An entirely new kind of paleontology was introduced by the American chemist Harold Urey (1893-1981) (discoverer of deuterium, Nobel Prize 1934) who showed that temperature fluctuations could be reconstructed from measuring oxygen isotopes in fossils. This new method was soon applied to microfossils, with striking results concerning climate history.

Also, this new emphasis on microscopy in paleontology led back into the Precambrian era, the new "prehistory" of geologic history (after human history had been relegated to a comparatively short time span at the top of the column). The Precambrian, of course, contains all of Life's evolution before the invention of many-celled organisms, and it spans more than six days, if we assign a week to Earth's history. Yet, a typical Earth history textbook from fifty years ago only spends about 10% of the print on the Precambrian (Archean and Proterozoic) and 90% on the Phanerozoic (the last 540 million years).

In more recent books, the imbalance tends to be less marked. Also, the period immediately preceding the Cambrian, the Ediacaran (590-540 M years ago) gets much more attention. It is an intriguing period because in it we find traces of some of the most primitive many-celled organisms known, partly as prints in soft sediments, partly as tracks. Some are bilaterally symmetric and segmented, like pill bugs and people. (Our feet, arms, eyes and ears come in pairs, our spine comes in segments.) Perhaps, in the Ediacaran, we are not yet far from a common ancestor for arthropods and chordates (the larger groups to which pill bugs and people belong).

On the scale of Earth's history, the most familiar geologic period (thanks to Steven Spielberg's Jurassic Park) is hardly "ancient" at all. The dinosaurs, basically fish that walk and breathe air, are not very different from us (as also emphasized by Spielberg). They do have a somewhat smaller brain and ask "What's for dinner?" more urgently than "Who are we?".

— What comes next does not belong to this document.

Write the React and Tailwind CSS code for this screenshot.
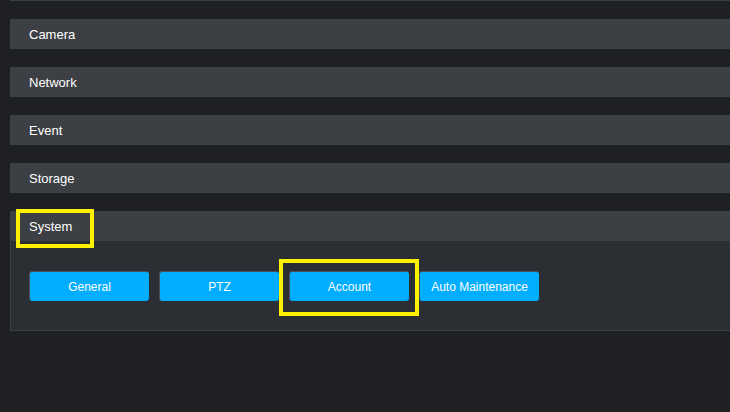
import React from 'react'

const sections = ['Camera', 'Network', 'Event', 'Storage']
const buttons = ['General', 'PTZ', 'Account', 'Auto Maintenance']

function Header({ label, highlight }) {
  return (
    <div className="flex h-[30px] items-center bg-[#3c3f44] pl-[19px] pt-[2px] text-[13px] text-white">
      {highlight ? (
        <span className="-ml-[13px] mt-[3px] flex h-[39px] w-[78px] items-center border-4 border-[#fff200] pb-[4px] pl-[9px]">{label}</span>
      ) : (
        label
      )}
    </div>
  )
}

export default function App() {
  return (
    <div className="h-[412px] w-[730px] overflow-hidden bg-[#1f2023] pl-[10px]" style={{ fontFamily: '"Liberation Sans", Arial, sans-serif' }}>
      <div className="w-[740px]">
        <div className="h-px bg-[#3a3d42]" />
        {sections.map((s) => (
          <div key={s} className="mt-[18px]">
            <Header label={s} />
          </div>
        ))}
        <div className="mt-[18px]">
          <Header label="System" highlight />
          <div className="flex h-[90px] gap-[10px] border-b border-l border-[#3d4046] bg-[#2b2e33] pl-[18px] pt-[30px]">
            {buttons.map((b) => {
              const btn = (
                <button className="flex h-[30px] w-[120px] items-center justify-center rounded-[3px] border-l border-t border-[#4a5058] bg-[#00adff] pt-px text-[12px] text-white">
                  {b}
                </button>
              )
              return b === 'Account' ? (
                <div key={b} className="-mx-[10px] -mt-[12px] h-[57px] border-4 border-[#fff200] px-[6px] pt-[8px]">
                  {btn}
                </div>
              ) : (
                <div key={b}>{btn}</div>
              )
            })}
          </div>
        </div>
      </div>
    </div>
  )
}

The Jurassic period, which lasted between 208 and 146 million years ago is the central part of the "Mesozoic era". It comprises the "Triassic", "Jurassic", and "Cretaceous" periods, each with its unique (but closely related) fossils. Ammonites played a dominant role in subdividing these periods. Below the Mesozoic is the "Paleozoic era" and above it is the "Cenozoic era". Perhaps the best-known and best-beloved section through the Paleozoic is that exposed in the Grand Canyon of the Colorado. On top, we have the limestones of the Kaibab plateau, of Permian age, the last of the great periods of the Paleozoic era. Going down the Bright Angel Trail, past both marine and terrestrial deposits, we reach the Cambrian in the lowermost part of the section, which is underlain by Precambrian Vishnu schist, exposed in the inner gorge.

More or less, the same groups of organisms are present in all the major eras since the Precambrian, although a few major groups are now extinct (as are the ammonites). Among these forms are, for example, trilobites (things that look like giant pill bugs, more or less), graptolites (floating colonies of microscopic many-celled organisms) and (in the Permian) wheat-grain-sized protists called fusulinids. Lamp shells (brachiopods) and various types of echinoderms are likewise important in subdividing or zoning the Paleozoic; their diversity was much greater then than now. The Cenozoic (Tertiary and Quaternary) has mainly thoroughly modern-looking organisms. It owes its detailed zonation entirely to microfossils. The Quaternary (the last 2 million years) is the time of the ice ages and the evolution of the different species of Homo from ancestral apes, culminating in the rise of Homo sapiens.